I’m reading Unmade in China: The Hidden Truth about China’s Economic Miracle, a book by Jeremy Haft, a Georgetown professor and businessman who is going to give a talk at the Clinton School of Public Service Thursday. (Seats can be reserved by emailing [email protected] or calling 501-683-5239.) In the book Haft points out that despite what a majority of Americans believe, the Chinese haven’t surpassed us as the world’s leading economic power. They’re not even the second biggest.

He contends we give China too much credit while ignoring problems in its manufacturing process. A lot of what is manufactured in China is only assembled there from components made elsewhere. A lot of what is “Made in China” actually profits companies based in other countries, including the U.S.

And a lot of Chinese products are of abysmal quality. Why, he asks, should we expect a country that can’t get it together to manufacture safe baby formula or dog food to produce nuclear plants or jet airplanes?

I haven’t gotten very far in the book, but Haft does an excellent job of debunking the myth of Chinese economic superiority. He points out that the U.S. has at least $40 trillion more in household, corporate and government assets than China. We are a far richer country than China.

And yes, there are reasons to be concerned. When U.S. companies outsource manufacturing jobs to China, we’re essentially exporting jobs that 30 years ago would have supported an American family.
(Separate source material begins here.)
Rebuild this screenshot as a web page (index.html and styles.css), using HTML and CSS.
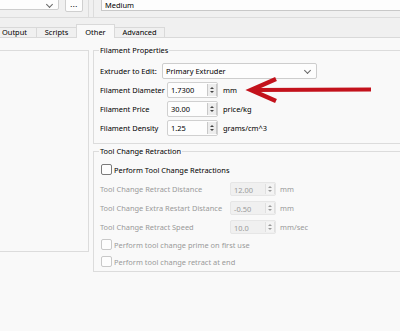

Our domestic economy is increasingly service or “gig” based, and it’s worrisome that we don’t really make things here any more. But Trump is wrong, we’re not losing to China. Not yet anyway. We’re still way ahead of the people who can make a $5 Rolex. Which isn’t really a Rolex anyway.

Mine keeps time, all these months later. But one of the minute markers has come unglued from the face and is rattling around under the crystal.